We also stock rice pasta, Trader Joe’s organic fat free (and add our own olive oil) tomato sauce, grass fed ground beef by the pound, onions and frozen spinach for a simple pantry meal.
Also organic corn tortillas for tacos of any kind – fish (from TJ’s frozen wild caught salmon or cod), shredded slow cooked meat, ground beef, leftover chicken, leftover beans/lentils, and whatever veggies and toppings you have on hand.
Meatballs are fast and we even cook them in our toaster oven or crockpot to keep the heat down in the summertime.
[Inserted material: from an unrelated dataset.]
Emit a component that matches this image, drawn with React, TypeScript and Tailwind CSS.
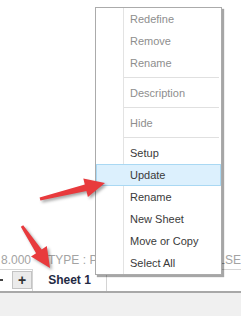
import React from "react";

type Item = { label: string; disabled?: boolean; active?: boolean } | "sep";

const items: Item[] = [
	{ label: "Redefine", disabled: true },
	{ label: "Remove", disabled: true },
	{ label: "Rename", disabled: true },
	"sep",
	{ label: "Description", disabled: true },
	"sep",
	{ label: "Hide", disabled: true },
	"sep",
	{ label: "Setup" },
	{ label: "Update", active: true },
	{ label: "Rename" },
	{ label: "New Sheet" },
	{ label: "Move or Copy" },
	{ label: "Select All" },
];

// tapered arrow polygon from tail to tip
function arrowPoints(tx: number, ty: number, px: number, py: number) {
	const dx = px - tx;
	const dy = py - ty;
	const len = Math.hypot(dx, dy);
	const ux = dx / len;
	const uy = dy / len;
	const nx = -uy;
	const ny = ux;
	const headLen = 20;
	const headW = 9.5;
	const bx = px - ux * headLen;
	const by = py - uy * headLen;
	const pts = [
		[tx + nx * 1.5, ty + ny * 1.5],
		[bx + nx * 3.4, by + ny * 3.4],
		[bx + nx * headW, by + ny * headW],
		[px, py],
		[bx - nx * headW, by - ny * headW],
		[bx - nx * 3.4, by - ny * 3.4],
		[tx - nx * 1.5, ty - ny * 1.5],
	];
	return pts.map((p) => p.map((v) => v.toFixed(1)).join(",")).join(" ");
}

function ContextMenu() {
	return (
		<div className="absolute left-[95px] top-[7px] w-[127px] border border-[#ababab] bg-white shadow-[2px_2px_1px_rgba(0,0,0,0.35)]">
			<div className="relative">
				<div className="absolute left-[27px] top-0 bottom-0 w-px bg-[#e3e3e3]" />
				{items.map((it, i) =>
					it === "sep" ? (
						<div key={i} className="h-[8px] pt-[3px]">
							<div className="ml-[28px] mr-[2px] h-px bg-[#e0e0e0]" />
						</div>
					) : (
						<div
							key={i}
							className={
								it.active
									? "relative h-[22px] border border-[#a9d8f3] bg-[#dcf0fd] pl-[33px] text-[11px] leading-[20px] text-[#3a3a3a]"
									: "relative h-[22px] pl-[34px] text-[11px] leading-[22px] " +
										(it.disabled ? "text-[#8e8e8e]" : "text-[#3a3a3a]")
							}
						>
							{it.label}
						</div>
					),
				)}
			</div>
		</div>
	);
}

export default function App() {
	return (
		<div className="relative flex h-[316px] w-[241px] flex-col overflow-hidden bg-white font-['Liberation_Sans',Arial,sans-serif]">
			<div className="h-[251px]" />
			{/* status line, mostly covered by the menu */}
			<div className="flex h-[18px] items-center whitespace-nowrap text-[12px] text-[#a3a3a3]">
				<span className="ml-[1px]">8.000</span>
				<span className="ml-[17px]">TYPE : PAPER</span>
				<span className="ml-auto">FALSE</span>
			</div>
			{/* sheet tabs */}
			<div className="flex h-[22px] items-start border-t border-[#d6d6d6]">
				<div className="mt-[9px] h-[2px] w-[3px] bg-[#444]" />
				<div className="ml-[9px] mt-[1px] flex h-[18px] w-[20px] items-center justify-center border border-[#c4c4c4] bg-[#ebebeb] text-[14px] font-bold leading-none text-[#333]">
					+
				</div>
				<div className="-mt-px flex h-[22px] w-[75px] items-center justify-center border-x border-[#d4d4d4] bg-white text-[12px] font-bold text-[#1f2a44]">
					Sheet 1
				</div>
			</div>
			<div className="h-[2px] bg-[#a8a8a8]" />
			<div className="flex-1 bg-[#f0f0f0]" />

			<ContextMenu />

			<svg
				className="pointer-events-none absolute inset-0 drop-shadow-[2px_2px_1.5px_rgba(0,0,0,0.35)]"
				width="241"
				height="316"
				viewBox="0 0 241 316"
			>
				<polygon points={arrowPoints(40, 199, 105, 183)} fill="#e83a3d" />
				<polygon points={arrowPoints(22, 226, 50, 268)} fill="#e83a3d" />
			</svg>
		</div>
	);
}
Eggs for dinner can be nice – Huevos Rancheros or fried egg sandwiches
I also went through a season of soaking a variety of grains (rice, quinoa, etc.) and beans (black, pinto, red, lentils) and mixing up the seasoning, with lots of broth, good fat, and salt, and a side of fermented veggies. We sometimes splurge on Bubbies pickles and almost always have either pickled sliced radishes or sauerkraut in the frig. And when we run out of the veggies then I just have them take shots of the leftover brine! =)
Thanks for the ideas!
Jackie @ Crest Cottage says
I soak and cook big batches of rice, beans, and sometimes other grains. Then, I freeze them in 2 cup batches. When we need something quick, we defrost them for rice and beans, a salad, a veggie bowl, etc. Still nourishing, but hardly any effort in the tough times.
PamPayne says
When we remodeled our kitchen a couple of years ago, hubby set up a makeshift kitchen in the living room for me. Refrigerator, one of the base cabinets with a piece of plywood for a counter top, and a plastic tub for the dirty dishes (which I had to wash in the bathtub). Fun times. 🙂 I used my electric skillet and crock pot inside and had a camping propane stove to use outside when I needed a burner for saucepans.
I agree with the keep it simple part. We lived like that for three months, and there just wasn’t room for a lot of prep work. I, too, fell back on recipes from the early days–goulash, chili, roast and potatoes, steaks, etc. But like you, I used what I’d learned since to make those dishes healthy. Thank goodness the kitchen was finished a few days before Thanksgiving so I didn’t have to cook in the living room for that meal.